CHARMANTER KANONIER

■ „Der VW-Komplex“ von Hartmut Bitomsky

One Volkswagen...Ten Volkswagens...One-hundred Volkswagens ...Ten-thousant Volkswagens... Half a million Volkswagens...One Million Volkswagens each year... Wollt Ihr den totalen Volkswagen?

Frieder Butzmanns kulturpolitisch besonders wertvoller Beitrag zum Thema „Ein Volk, ein Wahn, ein Wagen“ hat Hartmut Bitomsky als Soundtrack zu seinem Film Der VW -Komplex unverständlicherweise nicht berücksichtigt, was direkt einen Punktabzug auf der Bewertungsskala bedeuten müßte, wäre dieser faux pas nicht durch eine rasante Montage von Wochenschaufilmen ausgeglichen worden, die den motorisierten Triumph des deutschen Willens zynisch kommentiert. Zu sehen gibt es da endlos vom Band rollende Volkswagen, der Zwanzigtausendste, der halbe Millionste, fünf Millionste Volkswagen, und sie rollen und rollen, als unaufhaltsames Wirtschaftswunder. Das Ritual der frisch erblühten kapitalistischen Leistungsschau wirkt gleichermaßen peinlich-spießig inszeniert wie straff -autoritär durchgezogen - O-Ton: „Neue Deutsche Wochenschau 1952“: „Eine halbe Million Volkswagen! Dies war der Grund, warum Generaldirektor Nordhoff die 19.000 Arbeiter des Werkes zusammenrief. Hier ist der Fünfhunderttausendste! Er und noch einige andere wurden im Rahmen der Jubiläumsfeier verlost.

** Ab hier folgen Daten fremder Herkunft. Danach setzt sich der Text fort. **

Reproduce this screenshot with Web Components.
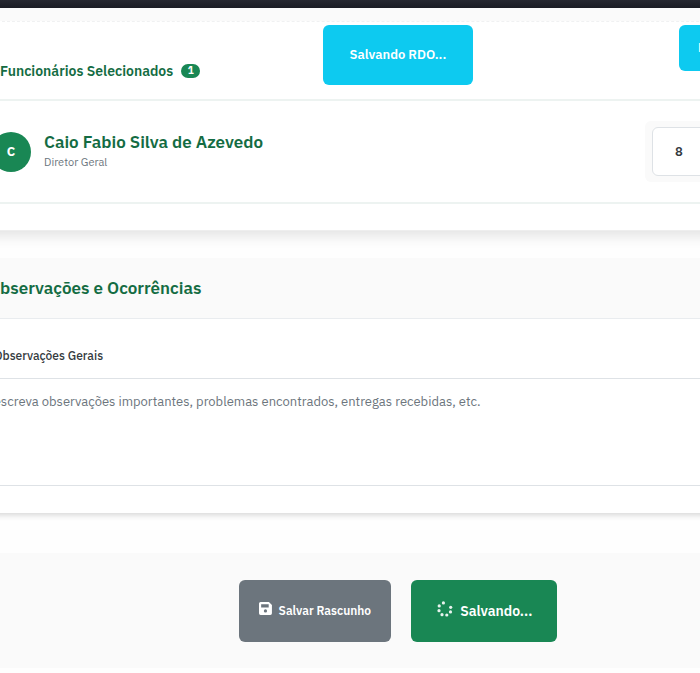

Ein riesiges Autoroulette gab die Möglichkeit, wie am Spieltisch die Glücksnummer festzustellen. ...Und der charmanteste Kanonier aller Zeiten macht die Kanone Typ 'VW‘ wieder schußbereit.“ Die Verbindung von Tradition und Zukunft ist das VW-Erfolgsrezept, manch einer raunt sogar was von einer eigenen VW-Philosophie; wie die aber wirklich aussieht, weiß offensichtlich keiner genau, Hauptsache sie funktioniert, und das gelingt, weil die Deutschen schon immer die Meister im Vergangenheitsbewältigen waren, unermüdlich und fleißig im Verdrängen und Vergessen.

VW, traditionsbewußt: Im Mai 1938 legte Hitler den Grundstein für die Fabrik, die die größte Autoproduktionsstätte der Welt werden sollte, kombiniert mit einer Nazi-Musterstadt für 90.000 Einwohner. KdF (Kraft durch Freude) statt PS sollten dieses deutsche Vehikel antreiben, nach dem Krieg wurde das KdF zum Volk erklärt und „die Stadt des KdF-Wagens“ in Wolfsburg umgetauft, immer noch einer der häßlichsten Flecken, der auf der bald wieder großdeutschen Reichskarte zu finden ist. Hitler selbst ist nur zweimal mit dem KdF-Wagen gefahren, einmal bei der Grundsteinlegung des Werkes und dann noch einmal kurz vor Kriegsende zur Tarnung.

„Autos werden ausgeschlachtet und verschrottet. Die künftigen Archäologen werden nichts auszugraben haben“, sagt Hartmut Bitomsky am Anfang des Films - genug Schweinereien und Propagandaschwindel nationalsozialistischer wie kapitalistischer Art gab und gibt es aber in der Geschichte des VW-Konzerns auszugraben und zu enttarnen, eine Vorgabe, die so komplex ist, daß sie nicht in einem 90minütigen Film zu bewältigen ist. VW als Rüstungskonzern der Nazis, der aus dem Boden gestampft wurde, und für den die deutschen Arbeiter geschröpft wurden („Wie man einen VW auch zusammensetzt, es kommt immer eine Kanone dabei heraus“); VW als Zwangsarbeiterstätte des Krieges, die unzählige Kriegsgefangene und KZ-Häftlinge nicht überlebt haben; VW verstrickt in dubiose Finanz- und Rüstungsgeschäfte mit den Ländern des Trikont. Hätte Bitomsky sich in seiner Dokumentation darauf konzentriert, wäre es ihm eher gelungen, den VW-Komplex etwas eingehender zu durchleuchten, aber er erweitert sein Thema noch um eine detaillierte Schilderung des modernen, von Robotern beherrschten Produktionsablaufs bei VW, und das gerät dem Film zum Nachteil, er zerfasert und verliert an Dichte.

DOA

Der VW-Komplex“ im Sputnik Südstern, um 21.30 Uhr.